- _Raw data_

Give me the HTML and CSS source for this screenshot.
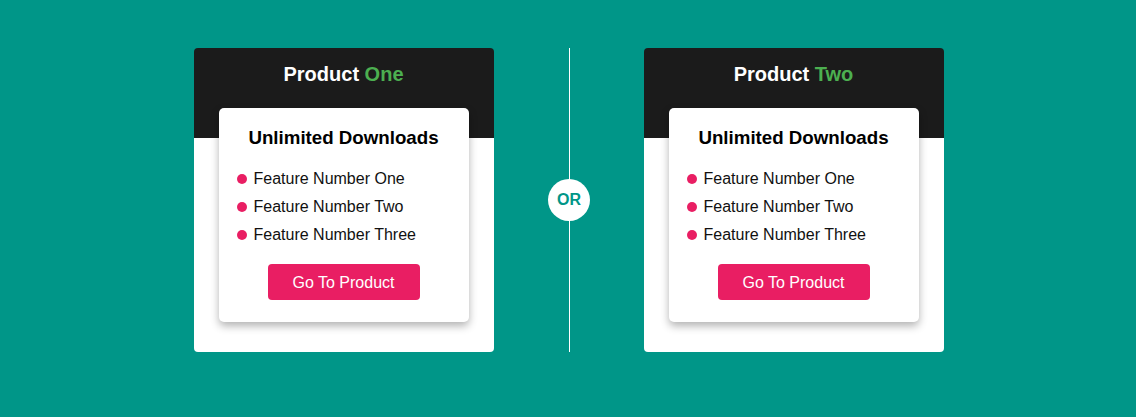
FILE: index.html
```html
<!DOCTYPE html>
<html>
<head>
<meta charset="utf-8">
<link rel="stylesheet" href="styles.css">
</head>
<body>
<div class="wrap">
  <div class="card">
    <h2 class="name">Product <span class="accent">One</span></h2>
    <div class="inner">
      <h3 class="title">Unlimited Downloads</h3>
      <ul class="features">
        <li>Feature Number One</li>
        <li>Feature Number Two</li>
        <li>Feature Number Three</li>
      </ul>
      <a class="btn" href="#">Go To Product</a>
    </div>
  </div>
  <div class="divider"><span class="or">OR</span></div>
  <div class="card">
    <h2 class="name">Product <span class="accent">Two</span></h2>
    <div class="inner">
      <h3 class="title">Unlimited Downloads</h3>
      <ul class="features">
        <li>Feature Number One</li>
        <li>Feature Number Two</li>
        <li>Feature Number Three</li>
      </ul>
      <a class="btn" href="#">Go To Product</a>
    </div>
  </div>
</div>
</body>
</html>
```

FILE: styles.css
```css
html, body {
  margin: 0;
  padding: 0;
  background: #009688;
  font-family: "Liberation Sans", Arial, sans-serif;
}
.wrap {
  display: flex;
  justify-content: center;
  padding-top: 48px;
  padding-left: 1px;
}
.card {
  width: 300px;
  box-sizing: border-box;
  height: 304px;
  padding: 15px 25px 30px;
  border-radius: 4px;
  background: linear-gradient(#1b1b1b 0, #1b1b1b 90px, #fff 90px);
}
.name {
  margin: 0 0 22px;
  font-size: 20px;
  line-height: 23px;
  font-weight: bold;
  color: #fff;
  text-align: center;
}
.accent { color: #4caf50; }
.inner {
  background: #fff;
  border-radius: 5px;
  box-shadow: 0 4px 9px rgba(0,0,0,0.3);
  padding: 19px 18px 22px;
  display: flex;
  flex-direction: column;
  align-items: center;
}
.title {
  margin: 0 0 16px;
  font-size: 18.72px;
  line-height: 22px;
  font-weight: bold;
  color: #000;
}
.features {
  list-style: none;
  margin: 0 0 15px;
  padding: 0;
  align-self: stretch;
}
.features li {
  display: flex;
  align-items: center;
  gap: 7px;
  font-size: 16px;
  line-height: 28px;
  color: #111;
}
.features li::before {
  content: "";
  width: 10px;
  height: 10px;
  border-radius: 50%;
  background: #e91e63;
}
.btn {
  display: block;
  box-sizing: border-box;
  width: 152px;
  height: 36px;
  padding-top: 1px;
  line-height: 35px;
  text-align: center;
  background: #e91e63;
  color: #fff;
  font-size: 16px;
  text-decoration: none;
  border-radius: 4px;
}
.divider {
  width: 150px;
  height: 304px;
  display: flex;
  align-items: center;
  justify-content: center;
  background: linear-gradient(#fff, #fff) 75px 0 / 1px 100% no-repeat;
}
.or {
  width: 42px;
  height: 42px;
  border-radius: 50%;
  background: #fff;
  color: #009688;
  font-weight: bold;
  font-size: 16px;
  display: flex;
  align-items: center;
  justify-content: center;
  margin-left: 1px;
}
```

- _The task_
Reproduce all of the data exactly, omitting each picture it holds.

- _Exercise solution_
Give me the HTML and CSS source for this screenshot.
FILE: index.html
```html
<!DOCTYPE html>
<html>
<head>
<meta charset="utf-8">
<link rel="stylesheet" href="styles.css">
</head>
<body>
<div class="wrap">
  <div class="card">
    <h2 class="name">Product <span class="accent">One</span></h2>
    <div class="inner">
      <h3 class="title">Unlimited Downloads</h3>
      <ul class="features">
        <li>Feature Number One</li>
        <li>Feature Number Two</li>
        <li>Feature Number Three</li>
      </ul>
      <a class="btn" href="#">Go To Product</a>
    </div>
  </div>
  <div class="divider"><span class="or">OR</span></div>
  <div class="card">
    <h2 class="name">Product <span class="accent">Two</span></h2>
    <div class="inner">
      <h3 class="title">Unlimited Downloads</h3>
      <ul class="features">
        <li>Feature Number One</li>
        <li>Feature Number Two</li>
        <li>Feature Number Three</li>
      </ul>
      <a class="btn" href="#">Go To Product</a>
    </div>
  </div>
</div>
</body>
</html>
```

FILE: styles.css
```css
html, body {
  margin: 0;
  padding: 0;
  background: #009688;
  font-family: "Liberation Sans", Arial, sans-serif;
}
.wrap {
  display: flex;
  justify-content: center;
  padding-top: 48px;
  padding-left: 1px;
}
.card {
  width: 300px;
  box-sizing: border-box;
  height: 304px;
  padding: 15px 25px 30px;
  border-radius: 4px;
  background: linear-gradient(#1b1b1b 0, #1b1b1b 90px, #fff 90px);
}
.name {
  margin: 0 0 22px;
  font-size: 20px;
  line-height: 23px;
  font-weight: bold;
  color: #fff;
  text-align: center;
}
.accent { color: #4caf50; }
.inner {
  background: #fff;
  border-radius: 5px;
  box-shadow: 0 4px 9px rgba(0,0,0,0.3);
  padding: 19px 18px 22px;
  display: flex;
  flex-direction: column;
  align-items: center;
}
.title {
  margin: 0 0 16px;
  font-size: 18.72px;
  line-height: 22px;
  font-weight: bold;
  color: #000;
}
.features {
  list-style: none;
  margin: 0 0 15px;
  padding: 0;
  align-self: stretch;
}
.features li {
  display: flex;
  align-items: center;
  gap: 7px;
  font-size: 16px;
  line-height: 28px;
  color: #111;
}
.features li::before {
  content: "";
  width: 10px;
  height: 10px;
  border-radius: 50%;
  background: #e91e63;
}
.btn {
  display: block;
  box-sizing: border-box;
  width: 152px;
  height: 36px;
  padding-top: 1px;
  line-height: 35px;
  text-align: center;
  background: #e91e63;
  color: #fff;
  font-size: 16px;
  text-decoration: none;
  border-radius: 4px;
}
.divider {
  width: 150px;
  height: 304px;
  display: flex;
  align-items: center;
  justify-content: center;
  background: linear-gradient(#fff, #fff) 75px 0 / 1px 100% no-repeat;
}
.or {
  width: 42px;
  height: 42px;
  border-radius: 50%;
  background: #fff;
  color: #009688;
  font-weight: bold;
  font-size: 16px;
  display: flex;
  align-items: center;
  justify-content: center;
  margin-left: 1px;
}
```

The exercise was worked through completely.